I remember when I was first learning about ROIC I was eager for hard numbers to help bracket the concepts I was being taught, and they were hard to come by. So here goes: below is a chart of the S&P500’s ROIC for the last 20 years as of December 2022. You can see that the current ROIC based on LTM NOPAT stands at about 9.5 percent and looks to be about 6-9% over the last 20 years, on average. Bloomberg doesn’t have a standard field for ROTC or make it easy to pull GIAA out, but I did it manually using the excel plugin (I took out goodwill only), and that’s where I got the 100-300 basis points lower range.
S&P 500 ROIC 2003 – 2022
I was able to find the below charts from McKinsey that show ROIC for “nonfinancial US companies,” all the way back to the 60’s, but only through 2003. It shows the spread for the median company being only about 50bps.
Finally, there is this graphic from Damodaran’s Return On Capital:
While this chart is only for a point in time in 2007, it is consistent with the ballpark range with/without GIIA that I am using. Does anyone have current or more recent data for market indexes with and without GIAA? Please share!

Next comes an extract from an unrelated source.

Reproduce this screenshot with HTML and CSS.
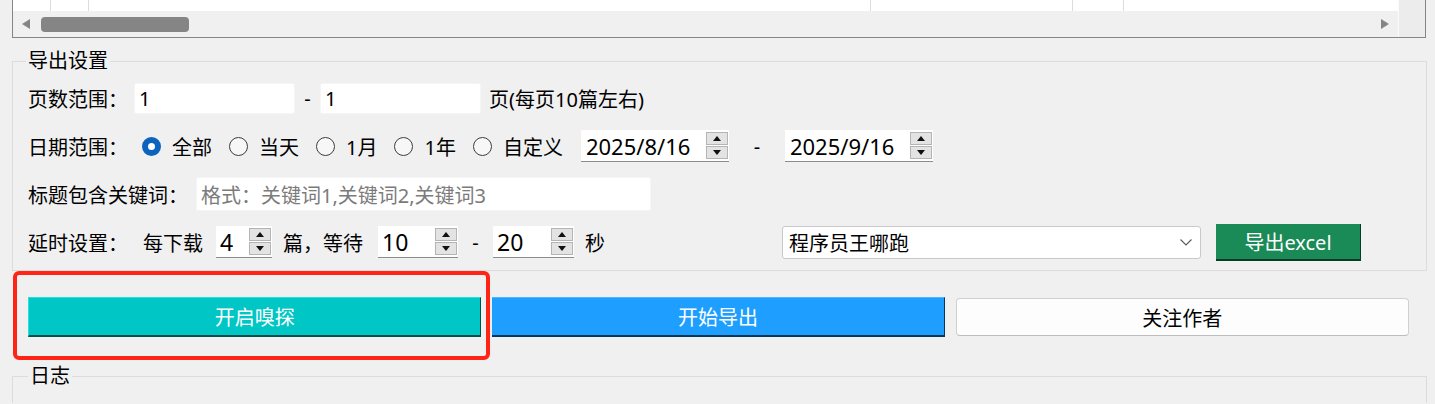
FILE: index.html
```html
<!DOCTYPE html>
<html lang="zh-CN">
<head>
<meta charset="utf-8">
<title>导出设置</title>
<link rel="stylesheet" href="styles.css">
</head>
<body>
<div class="grid-frame">
  <div class="grid-main">
    <div class="grid-row">
      <span class="cell c1"></span>
      <span class="cell c2"></span>
      <span class="cell c3"></span>
      <span class="cell c4"></span>
      <span class="cell c5"></span>
      <span class="cell c6"></span>
    </div>
    <div class="hscroll">
      <span class="arrow-left"></span>
      <span class="thumb"></span>
      <span class="arrow-right"></span>
    </div>
  </div>
  <div class="corner"></div>
</div>

<fieldset class="group export-group">
  <legend>导出设置</legend>
  <div class="row">
    <span class="label w-page">页数范围：</span>
    <div class="line-edit page-edit">1</div>
    <span class="dash dash-page">-</span>
    <div class="line-edit page-edit">1</div>
    <span class="after-page">页(每页10篇左右)</span>
  </div>
  <div class="row">
    <span class="label w-date">日期范围：</span>
    <label class="radio"><span class="dot checked"></span>全部</label>
    <label class="radio"><span class="dot"></span>当天</label>
    <label class="radio"><span class="dot"></span>1月</label>
    <label class="radio"><span class="dot"></span>1年</label>
    <label class="radio last"><span class="dot"></span>自定义</label>
    <div class="spin date-spin">
      <span class="spin-val date-val">2025/8/16</span>
      <span class="spin-btns"><span class="sb up"><i></i></span><span class="sb down"><i></i></span></span>
    </div>
    <span class="dash dash-date">-</span>
    <div class="spin date-spin">
      <span class="spin-val date-val">2025/9/16</span>
      <span class="spin-btns"><span class="sb up"><i></i></span><span class="sb down"><i></i></span></span>
    </div>
  </div>
  <div class="row">
    <span class="label w-key">标题包含关键词：</span>
    <div class="line-edit key-edit"><span class="placeholder">格式：关键词1,关键词2,关键词3</span></div>
  </div>
  <div class="row">
    <span class="label w-delay">延时设置：</span>
    <span class="txt">每下载</span>
    <div class="spin spin-n1">
      <span class="spin-val">4</span>
      <span class="spin-btns"><span class="sb up"><i></i></span><span class="sb down"><i></i></span></span>
    </div>
    <span class="txt t-wait">篇，等待</span>
    <div class="spin spin-n2">
      <span class="spin-val">10</span>
      <span class="spin-btns"><span class="sb up"><i></i></span><span class="sb down"><i></i></span></span>
    </div>
    <span class="dash dash-delay">-</span>
    <div class="spin spin-n3">
      <span class="spin-val">20</span>
      <span class="spin-btns"><span class="sb up"><i></i></span><span class="sb down"><i></i></span></span>
    </div>
    <span class="txt t-sec">秒</span>
    <div class="combo">
      <span class="combo-val">程序员王哪跑</span>
      <svg class="chev" width="12" height="7" viewBox="0 0 12 7"><polyline points="0.5,0.5 6,6 11.5,0.5" fill="none" stroke="#5a5a5a" stroke-width="1.1"/></svg>
    </div>
    <button class="btn btn-excel">导出excel</button>
  </div>
</fieldset>

<div class="actions">
  <span class="highlight"></span>
  <button class="btn btn-sniff">开启嗅探</button>
  <button class="btn btn-export">开始导出</button>
  <button class="btn btn-follow">关注作者</button>
</div>

<fieldset class="group log-group">
  <legend>日志</legend>
</fieldset>
</body>
</html>
```

FILE: styles.css
```css
html, body {
  margin: 0;
  padding: 0;
  overflow: hidden;
}

body {
  width: 1435px;
  height: 404px;
  background: #f0f0f0;
  font-family: "Noto Sans", "Noto Sans CJK SC", sans-serif;
  font-size: 20px;
  color: #000;
}

/* ---------- top table frame ---------- */
.grid-frame {
  margin-left: 12px;
  width: 1412px;
  height: 37px;
  border: 1px solid #83868d;
  border-top: none;
  display: flex;
}

.grid-main {
  width: 1385px;
  display: flex;
  flex-direction: column;
}

.grid-row {
  height: 11px;
  background: #fff;
  display: flex;
}

.cell {
  box-sizing: border-box;
  height: 100%;
  border-right: 1px solid #dcdcdc;
}
.c1 { width: 38px; }
.c2 { width: 38px; }
.c3 { width: 782px; }
.c4 { width: 202px; }
.c5 { width: 51px; }
.c6 { flex: 1; border-right: none; }

.hscroll {
  height: 26px;
  display: flex;
  align-items: center;
  background: #f0f0f0;
}

.arrow-left {
  margin-left: 9px;
  width: 0;
  height: 0;
  border-top: 5px solid transparent;
  border-bottom: 5px solid transparent;
  border-right: 8px solid #858585;
}

.thumb {
  margin-left: 11px;
  width: 148px;
  height: 15px;
  border-radius: 4px;
  background: #858585;
}

.arrow-right {
  margin-left: auto;
  margin-right: 9px;
  width: 0;
  height: 0;
  border-top: 5px solid transparent;
  border-bottom: 5px solid transparent;
  border-left: 8px solid #858585;
}

.corner {
  flex: 1;
  background: #ececec;
  border-left: 1px solid #fafafa;
}

/* ---------- group boxes ---------- */
.group {
  margin: 0 8px 0 12px;
  border: 1px solid #dcdcdc;
  min-width: 0;
}

.group legend {
  font-size: 20px;
  line-height: 24px;
  padding: 0 2px;
  margin-left: -2px;
}

.export-group {
  margin-top: 11px;
  padding: 1px 0 4px 15px;
}

.log-group {
  box-sizing: border-box;
  margin-top: 27px;
  padding: 0 0 0 17px;
  height: 39px;
  border-bottom: none;
}

.row {
  height: 48px;
  display: flex;
  align-items: center;
  white-space: nowrap;
}

.label { flex: none; }
.w-page { width: 106px; }
.w-date { width: 114px; }
.w-key { width: 168px; }
.w-delay { width: 115px; }

.line-edit {
  box-sizing: border-box;
  background: #fff;
  border: 1px solid #f5f5f5;
  border-radius: 2px;
  display: flex;
  align-items: center;
  padding-left: 4px;
}

.page-edit {
  width: 161px;
  height: 31px;
}

.key-edit {
  width: 455px;
  height: 34px;
}

.placeholder { color: #7b7b7b; }

.dash {
  display: flex;
  justify-content: center;
  flex: none;
}
.dash-page { width: 25px; }
.dash-date { width: 56px; }
.dash-delay { width: 35px; }

.after-page { margin-left: 8px; }

/* radios */
.radio {
  display: flex;
  align-items: center;
  margin-right: 17px;
}
.radio.last { margin-right: 18px; }

.dot {
  box-sizing: border-box;
  width: 19px;
  height: 19px;
  border-radius: 50%;
  border: 1px solid #3c3c3c;
  background: #f7f7f7;
  margin-right: 11px;
}
.dot.checked {
  border: 6px solid #0a64bd;
  background: #fff;
}

/* spin boxes */
.spin {
  box-sizing: border-box;
  height: 32px;
  background: #fff;
  border-bottom: 1px solid #8c8c8c;
  display: flex;
  align-items: center;
  flex: none;
}

.spin-val {
  flex: 1;
  font-size: 23px;
  padding-left: 4px;
}

.date-val {
  font-size: 22px;
  padding-left: 5px;
}

.spin-btns {
  width: 22px;
  align-self: stretch;
  margin: 2px 1px 2px 0;
  display: flex;
  flex-direction: column;
  gap: 1px;
}

.sb {
  flex: 1;
  background: #e3e3e3;
  border: 1px solid #b4b4b4;
  display: flex;
  align-items: center;
  justify-content: center;
}

.sb i {
  width: 0;
  height: 0;
  border-left: 4.5px solid transparent;
  border-right: 4.5px solid transparent;
}
.sb.up i { border-bottom: 5px solid #111; }
.sb.down i { border-top: 5px solid #111; }

.date-spin { width: 148px; }
.spin-n1 { width: 56px; margin-left: 13px; }
.spin-n2 { width: 80px; margin-left: 15px; }
.spin-n3 { width: 81px; }

.t-wait { margin-left: 11px; }
.t-sec { margin-left: 11px; }

/* combo */
.combo {
  box-sizing: border-box;
  margin-left: auto;
  width: 419px;
  height: 33px;
  background: #fff;
  border: 1px solid #c9c9c9;
  border-radius: 3px;
  display: flex;
  align-items: center;
  padding: 0 8px 0 6px;
}
.combo-val { flex: 1; }
.chev { display: block; }

/* buttons */
.btn {
  font-family: "Noto Sans", "Noto Sans CJK SC", sans-serif;
  font-size: 20px;
  box-sizing: border-box;
  padding: 0;
  cursor: pointer;
}

.btn-excel {
  margin-left: 15px;
  margin-right: 65px;
  width: 145px;
  height: 37px;
  background: #1a8a56;
  color: #fff;
  border: none;
  border-right: 1px solid #0d3a24;
  border-bottom: 2px solid #0d3a24;
}

.actions {
  position: relative;
  margin-top: 26px;
  padding: 0 26px 0 28px;
  display: flex;
  gap: 11px;
  height: 40px;
}

.actions .btn {
  flex: 1;
  height: 40px;
}

.btn-sniff {
  background: #00c7c5;
  color: #fff;
  border: none;
  border-top: 1px solid #20e2e0;
  border-left: 1px solid #20e2e0;
  border-right: 1px solid #0b4d4d;
  border-bottom: 2px solid #0b4d4d;
}

.btn-export {
  background: #1e9fff;
  color: #fff;
  border: none;
  border-top: 1px solid #4db4ff;
  border-right: 1px solid #0b3756;
  border-bottom: 2px solid #0b3756;
}

.btn-follow {
  margin: 1px 0;
  height: 38px !important;
  background: #fdfdfd;
  color: #000;
  border: 1px solid #d0d0d0;
  border-bottom-color: #bdbdbd;
  border-radius: 4px;
}

.highlight {
  position: absolute;
  left: 13px;
  top: -26px;
  width: 477px;
  height: 89px;
  box-sizing: border-box;
  border: 4px solid #ff2416;
  border-radius: 6px;
  pointer-events: none;
}
```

As a reminder, if one assumes a typical company’s cost of capital is 7-8%, we are looking for ROIC excluding GIIA well north of that to create a nice cushion of economic profitability (15%+?). We can see from the stats above that this is fairly unusual. This also ignores the most important question for valuation purposes: regardless of the strength or weakness of capital productivity historically, what will the capital productivity be going forward, i.e., how durable is this economic profit spread?